#### [Work to be completed]
In how many lines of the data does the word "this" appear? Give the number by itself.

#### [Data provided]
————

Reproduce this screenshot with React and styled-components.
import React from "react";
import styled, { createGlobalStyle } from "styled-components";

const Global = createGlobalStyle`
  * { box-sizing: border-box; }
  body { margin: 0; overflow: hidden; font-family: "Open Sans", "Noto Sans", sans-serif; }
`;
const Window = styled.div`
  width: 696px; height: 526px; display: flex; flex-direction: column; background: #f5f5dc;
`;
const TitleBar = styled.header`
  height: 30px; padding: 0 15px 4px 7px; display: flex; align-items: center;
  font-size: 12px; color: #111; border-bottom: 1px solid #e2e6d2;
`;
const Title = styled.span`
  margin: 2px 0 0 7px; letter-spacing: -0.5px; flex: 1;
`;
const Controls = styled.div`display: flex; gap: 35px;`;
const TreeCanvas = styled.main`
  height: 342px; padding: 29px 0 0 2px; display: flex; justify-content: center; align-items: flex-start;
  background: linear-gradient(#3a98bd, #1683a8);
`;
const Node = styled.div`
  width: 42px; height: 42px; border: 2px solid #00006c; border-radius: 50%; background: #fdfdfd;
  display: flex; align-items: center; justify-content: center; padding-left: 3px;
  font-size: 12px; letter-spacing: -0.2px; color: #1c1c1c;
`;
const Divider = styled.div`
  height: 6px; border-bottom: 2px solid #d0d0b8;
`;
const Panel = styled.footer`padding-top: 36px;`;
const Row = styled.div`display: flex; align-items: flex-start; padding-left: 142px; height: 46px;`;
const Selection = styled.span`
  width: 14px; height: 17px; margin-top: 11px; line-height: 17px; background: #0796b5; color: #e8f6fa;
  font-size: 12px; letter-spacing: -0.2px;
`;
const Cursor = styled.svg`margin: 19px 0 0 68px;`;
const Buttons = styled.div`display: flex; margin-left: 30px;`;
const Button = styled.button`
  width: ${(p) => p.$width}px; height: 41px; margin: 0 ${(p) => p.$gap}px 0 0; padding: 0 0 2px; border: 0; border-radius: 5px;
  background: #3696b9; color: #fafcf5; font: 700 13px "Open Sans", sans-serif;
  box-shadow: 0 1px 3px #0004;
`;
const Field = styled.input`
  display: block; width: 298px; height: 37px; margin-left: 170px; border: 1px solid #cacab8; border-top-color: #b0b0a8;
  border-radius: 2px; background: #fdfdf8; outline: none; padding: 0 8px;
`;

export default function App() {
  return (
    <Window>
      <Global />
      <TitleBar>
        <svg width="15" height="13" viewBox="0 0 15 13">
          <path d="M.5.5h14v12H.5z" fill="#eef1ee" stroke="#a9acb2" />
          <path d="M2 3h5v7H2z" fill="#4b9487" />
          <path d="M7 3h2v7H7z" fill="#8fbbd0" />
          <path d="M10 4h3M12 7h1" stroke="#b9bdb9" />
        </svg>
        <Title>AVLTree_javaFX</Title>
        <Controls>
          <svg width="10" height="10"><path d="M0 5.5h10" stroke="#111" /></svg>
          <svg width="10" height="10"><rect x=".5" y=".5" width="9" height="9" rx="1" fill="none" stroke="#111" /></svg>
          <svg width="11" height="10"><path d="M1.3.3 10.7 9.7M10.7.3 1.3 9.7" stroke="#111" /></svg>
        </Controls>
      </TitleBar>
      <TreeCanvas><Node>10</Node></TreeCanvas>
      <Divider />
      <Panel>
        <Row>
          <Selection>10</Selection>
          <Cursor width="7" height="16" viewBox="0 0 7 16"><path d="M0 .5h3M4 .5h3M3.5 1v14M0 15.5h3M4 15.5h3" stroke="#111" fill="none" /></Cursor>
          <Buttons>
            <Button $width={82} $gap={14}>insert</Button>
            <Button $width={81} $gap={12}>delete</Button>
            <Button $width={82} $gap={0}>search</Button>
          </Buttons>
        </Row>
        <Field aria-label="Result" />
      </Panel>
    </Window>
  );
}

————

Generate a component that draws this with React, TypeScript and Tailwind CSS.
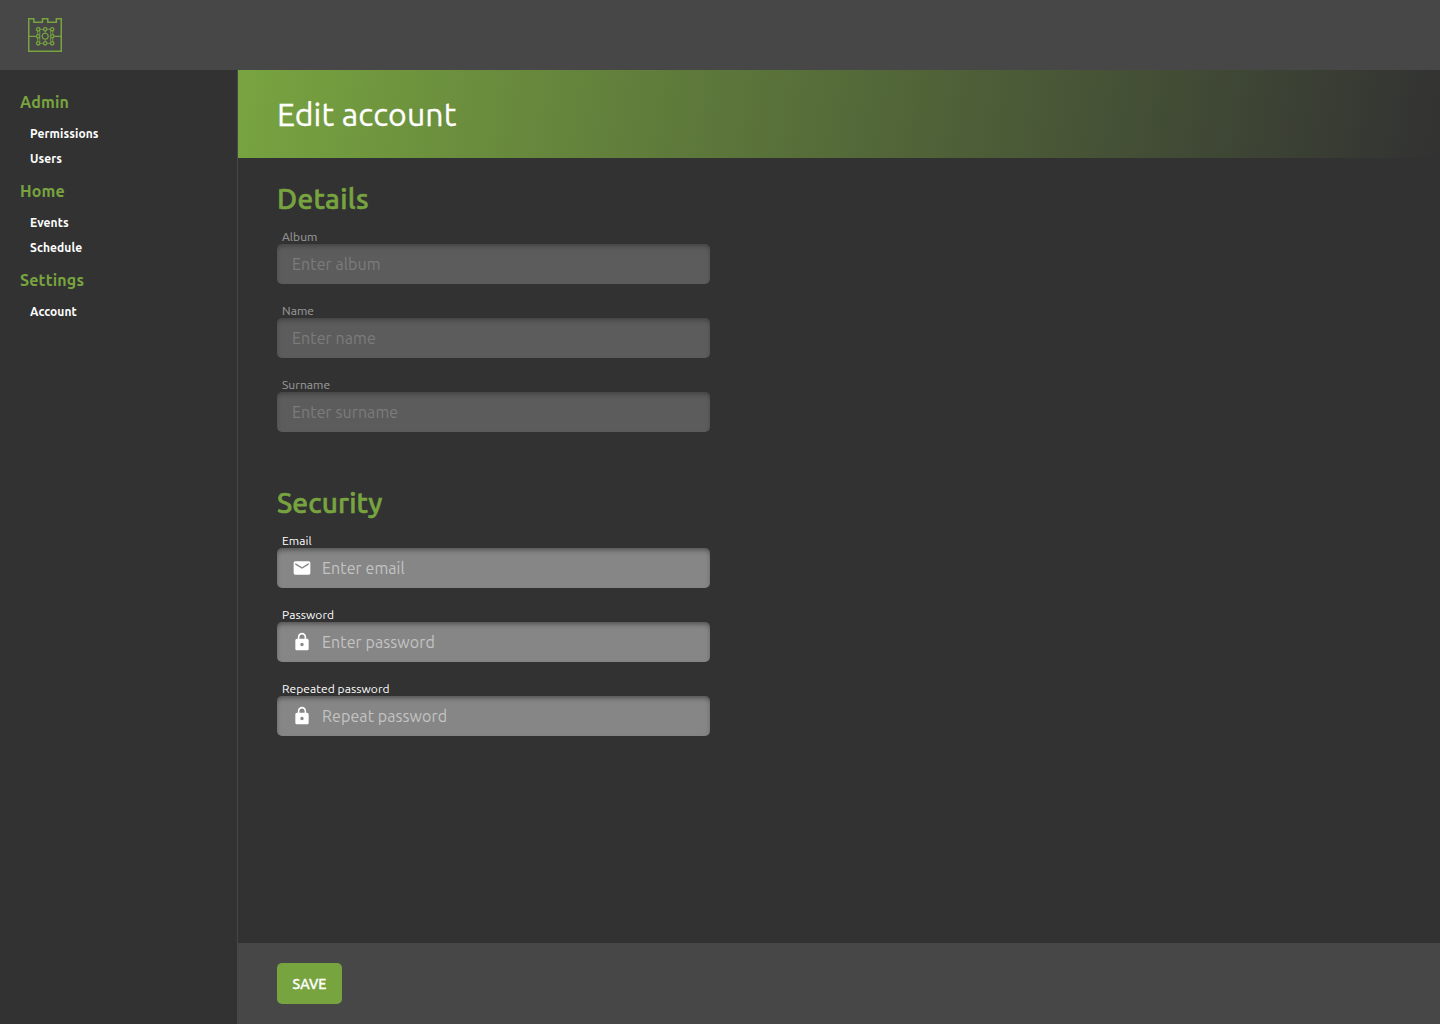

————

#### [Full output]
2